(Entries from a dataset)
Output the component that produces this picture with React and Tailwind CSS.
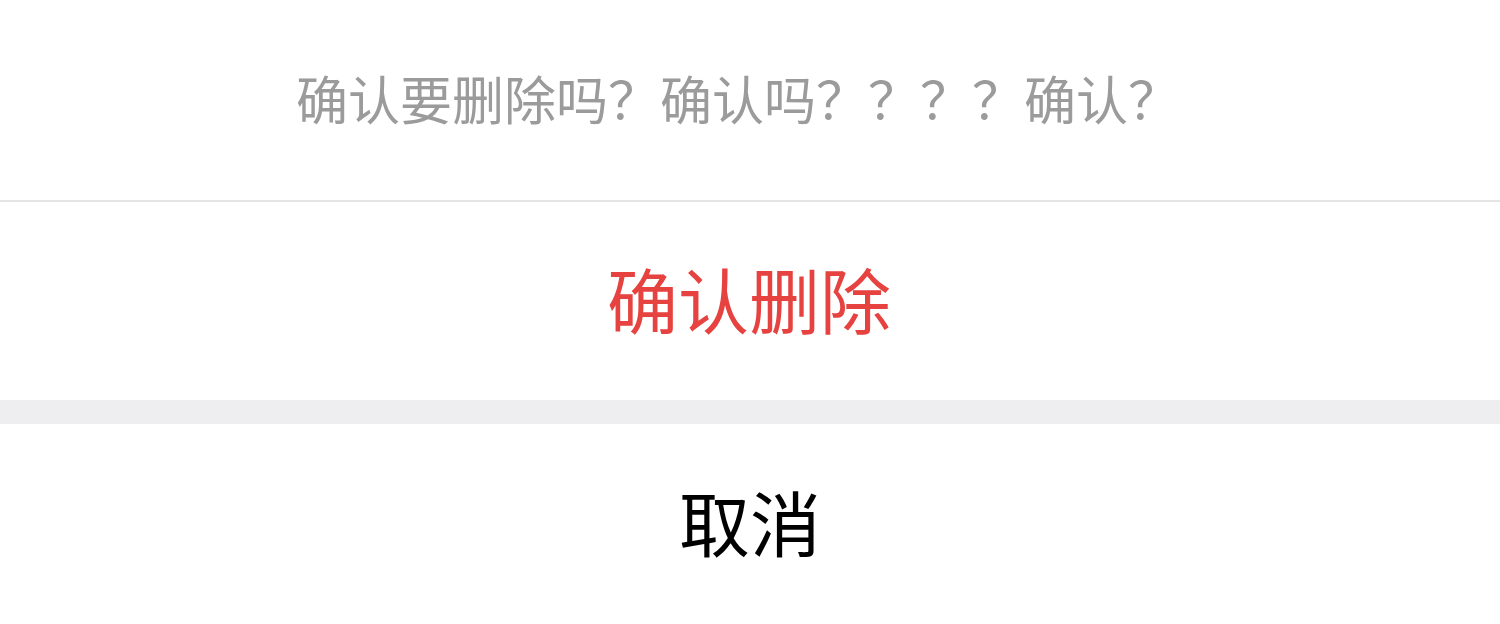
export default function App() {
  const font = { fontFamily: '"Noto Sans CJK SC", "Noto Sans", sans-serif' };
  return (
    <div className="w-[1500px] h-[624px] bg-white flex flex-col" style={font}>
      <div className="h-[202px] flex items-center justify-center border-b-2 border-[#e5e5e5] text-[52px] leading-none text-[#9b9b9b] pr-[24px] pb-[4px]">
        确认要删除吗？确认吗？？？？确认？
      </div>
      <div className="h-[198px] flex items-center justify-center text-[71px] leading-none text-[#e64340] pr-[2px] pb-[8px]">
        确认删除
      </div>
      <div className="h-[24px] bg-[#eeeef0]" />
      <div className="h-[200px] flex items-center justify-center text-[71px] leading-none text-black pb-[8px]">
        取消
      </div>
    </div>
  );
}
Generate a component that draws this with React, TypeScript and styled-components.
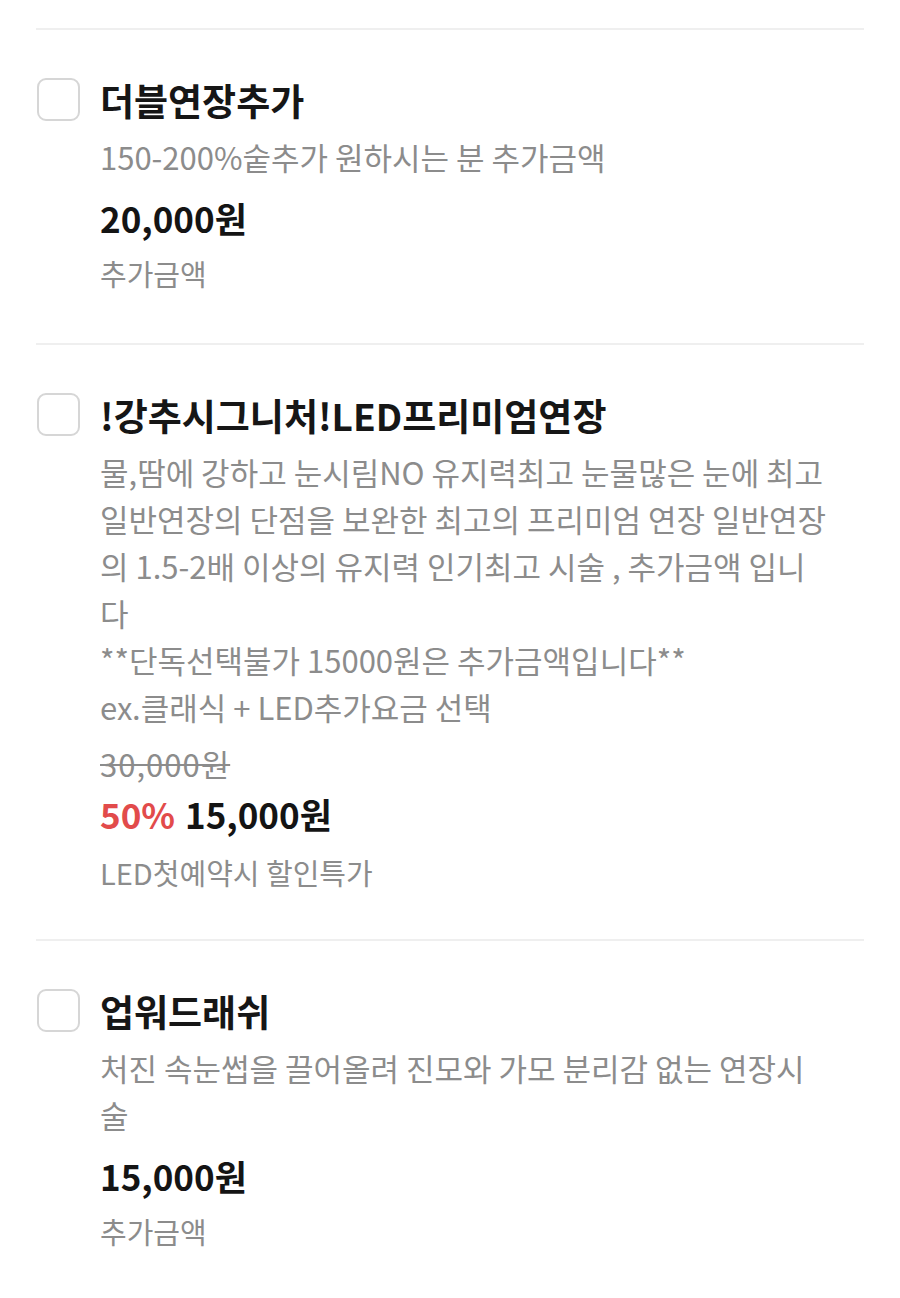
import { FC } from 'react';
import styled, { createGlobalStyle } from 'styled-components';

const GlobalStyle = createGlobalStyle`
  html, body {
    margin: 0;
    padding: 0;
    background: #ffffff;
  }
  body {
    font-family: "Noto Sans CJK KR", "Noto Sans", sans-serif;
    -webkit-font-smoothing: antialiased;
  }
`;

type Option = {
  title: string;
  desc: string;
  price: string;
  original?: string;
  discount?: string;
  note: string;
};

const options: Option[] = [
  {
    title: '더블연장추가',
    desc: '150-200%숱추가 원하시는 분 추가금액',
    price: '20,000원',
    note: '추가금액',
  },
  {
    title: '!강추시그니처!LED프리미엄연장',
    desc:
      '물,땀에 강하고 눈시림NO 유지력최고 눈물많은 눈에 최고\n' +
      '일반연장의 단점을 보완한 최고의 프리미엄 연장 일반연장\n' +
      '의 1.5-2배 이상의 유지력 인기최고 시술 , 추가금액 입니\n' +
      '다\n' +
      '**단독선택불가 15000원은 추가금액입니다**\n' +
      'ex.클래식 + LED추가요금 선택',
    original: '30,000원',
    discount: '50%',
    price: '15,000원',
    note: 'LED첫예약시 할인특가',
  },
  {
    title: '업워드래쉬',
    desc: '처진 속눈썹을 끌어올려 진모와 가모 분리감 없는 연장시\n술',
    price: '15,000원',
    note: '추가금액',
  },
];

const Page = styled.div`
  padding: 28px 36px 0;
`;

const Section = styled.section<{ $bottom: number }>`
  display: flex;
  gap: 20px;
  border-top: 2px solid #efefef;
  padding: 48px 0 ${(p) => p.$bottom}px 1px;
`;

const CheckBox = styled.span`
  flex: none;
  width: 39px;
  height: 39px;
  border: 2px solid #d6d6d6;
  border-radius: 9px;
`;

const Content = styled.div`
  display: flex;
  flex-direction: column;
  min-width: 0;
`;

const Title = styled.h3`
  margin: 0;
  font-size: 37px;
  line-height: 44px;
  font-weight: 700;
  color: #161616;
`;

const Desc = styled.p`
  margin: 11px 0 0;
  font-size: 31px;
  line-height: 47px;
  color: #8c8c8c;
  white-space: pre;
`;

const Original = styled.div`
  margin-top: 16px;
  font-size: 31px;
  line-height: 36px;
  letter-spacing: 1px;
  color: #8c8c8c;
  text-decoration: line-through;
  text-decoration-thickness: 2px;
`;

const PriceRow = styled.div<{ $gap: number }>`
  display: flex;
  gap: 10px;
  margin-top: ${(p) => p.$gap}px;
  font-size: 35px;
  line-height: 40px;
  font-weight: 700;
  color: #141414;
`;

const Discount = styled.span`
  color: #e24b4b;
`;

const Note = styled.div<{ $gap: number }>`
  margin-top: ${(p) => p.$gap}px;
  font-size: 29px;
  line-height: 40px;
  color: #8c8c8c;
`;

const OptionItem: FC<{ item: Option }> = ({ item }) => {
  const sale = Boolean(item.original);
  return (
    <Section $bottom={sale ? 47 : 50}>
      <CheckBox />
      <Content>
        <Title>{item.title}</Title>
        <Desc>{item.desc}</Desc>
        {item.original && <Original>{item.original}</Original>}
        <PriceRow $gap={sale ? 12 : 18}>
          {item.discount && <Discount>{item.discount}</Discount>}
          <span>{item.price}</span>
        </PriceRow>
        <Note $gap={sale ? 18 : 15}>{item.note}</Note>
      </Content>
    </Section>
  );
};

const App: FC = () => (
  <>
    <GlobalStyle />
    <Page>
      {options.map((o) => (
        <OptionItem key={o.title} item={o} />
      ))}
    </Page>
  </>
);

export default App;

**Exercise details:**
Could you reproduce every record above exactly, leaving out the pictures?

**Response to this task:**
Output the component that produces this picture with React and Tailwind CSS.
export default function App() {
  const font = { fontFamily: '"Noto Sans CJK SC", "Noto Sans", sans-serif' };
  return (
    <div className="w-[1500px] h-[624px] bg-white flex flex-col" style={font}>
      <div className="h-[202px] flex items-center justify-center border-b-2 border-[#e5e5e5] text-[52px] leading-none text-[#9b9b9b] pr-[24px] pb-[4px]">
        确认要删除吗？确认吗？？？？确认？
      </div>
      <div className="h-[198px] flex items-center justify-center text-[71px] leading-none text-[#e64340] pr-[2px] pb-[8px]">
        确认删除
      </div>
      <div className="h-[24px] bg-[#eeeef0]" />
      <div className="h-[200px] flex items-center justify-center text-[71px] leading-none text-black pb-[8px]">
        取消
      </div>
    </div>
  );
}
Generate a component that draws this with React, TypeScript and styled-components.
import { FC } from 'react';
import styled, { createGlobalStyle } from 'styled-components';

const GlobalStyle = createGlobalStyle`
  html, body {
    margin: 0;
    padding: 0;
    background: #ffffff;
  }
  body {
    font-family: "Noto Sans CJK KR", "Noto Sans", sans-serif;
    -webkit-font-smoothing: antialiased;
  }
`;

type Option = {
  title: string;
  desc: string;
  price: string;
  original?: string;
  discount?: string;
  note: string;
};

const options: Option[] = [
  {
    title: '더블연장추가',
    desc: '150-200%숱추가 원하시는 분 추가금액',
    price: '20,000원',
    note: '추가금액',
  },
  {
    title: '!강추시그니처!LED프리미엄연장',
    desc:
      '물,땀에 강하고 눈시림NO 유지력최고 눈물많은 눈에 최고\n' +
      '일반연장의 단점을 보완한 최고의 프리미엄 연장 일반연장\n' +
      '의 1.5-2배 이상의 유지력 인기최고 시술 , 추가금액 입니\n' +
      '다\n' +
      '**단독선택불가 15000원은 추가금액입니다**\n' +
      'ex.클래식 + LED추가요금 선택',
    original: '30,000원',
    discount: '50%',
    price: '15,000원',
    note: 'LED첫예약시 할인특가',
  },
  {
    title: '업워드래쉬',
    desc: '처진 속눈썹을 끌어올려 진모와 가모 분리감 없는 연장시\n술',
    price: '15,000원',
    note: '추가금액',
  },
];

const Page = styled.div`
  padding: 28px 36px 0;
`;

const Section = styled.section<{ $bottom: number }>`
  display: flex;
  gap: 20px;
  border-top: 2px solid #efefef;
  padding: 48px 0 ${(p) => p.$bottom}px 1px;
`;

const CheckBox = styled.span`
  flex: none;
  width: 39px;
  height: 39px;
  border: 2px solid #d6d6d6;
  border-radius: 9px;
`;

const Content = styled.div`
  display: flex;
  flex-direction: column;
  min-width: 0;
`;

const Title = styled.h3`
  margin: 0;
  font-size: 37px;
  line-height: 44px;
  font-weight: 700;
  color: #161616;
`;

const Desc = styled.p`
  margin: 11px 0 0;
  font-size: 31px;
  line-height: 47px;
  color: #8c8c8c;
  white-space: pre;
`;

const Original = styled.div`
  margin-top: 16px;
  font-size: 31px;
  line-height: 36px;
  letter-spacing: 1px;
  color: #8c8c8c;
  text-decoration: line-through;
  text-decoration-thickness: 2px;
`;

const PriceRow = styled.div<{ $gap: number }>`
  display: flex;
  gap: 10px;
  margin-top: ${(p) => p.$gap}px;
  font-size: 35px;
  line-height: 40px;
  font-weight: 700;
  color: #141414;
`;

const Discount = styled.span`
  color: #e24b4b;
`;

const Note = styled.div<{ $gap: number }>`
  margin-top: ${(p) => p.$gap}px;
  font-size: 29px;
  line-height: 40px;
  color: #8c8c8c;
`;

const OptionItem: FC<{ item: Option }> = ({ item }) => {
  const sale = Boolean(item.original);
  return (
    <Section $bottom={sale ? 47 : 50}>
      <CheckBox />
      <Content>
        <Title>{item.title}</Title>
        <Desc>{item.desc}</Desc>
        {item.original && <Original>{item.original}</Original>}
        <PriceRow $gap={sale ? 12 : 18}>
          {item.discount && <Discount>{item.discount}</Discount>}
          <span>{item.price}</span>
        </PriceRow>
        <Note $gap={sale ? 18 : 15}>{item.note}</Note>
      </Content>
    </Section>
  );
};

const App: FC = () => (
  <>
    <GlobalStyle />
    <Page>
      {options.map((o) => (
        <OptionItem key={o.title} item={o} />
      ))}
    </Page>
  </>
);

export default App;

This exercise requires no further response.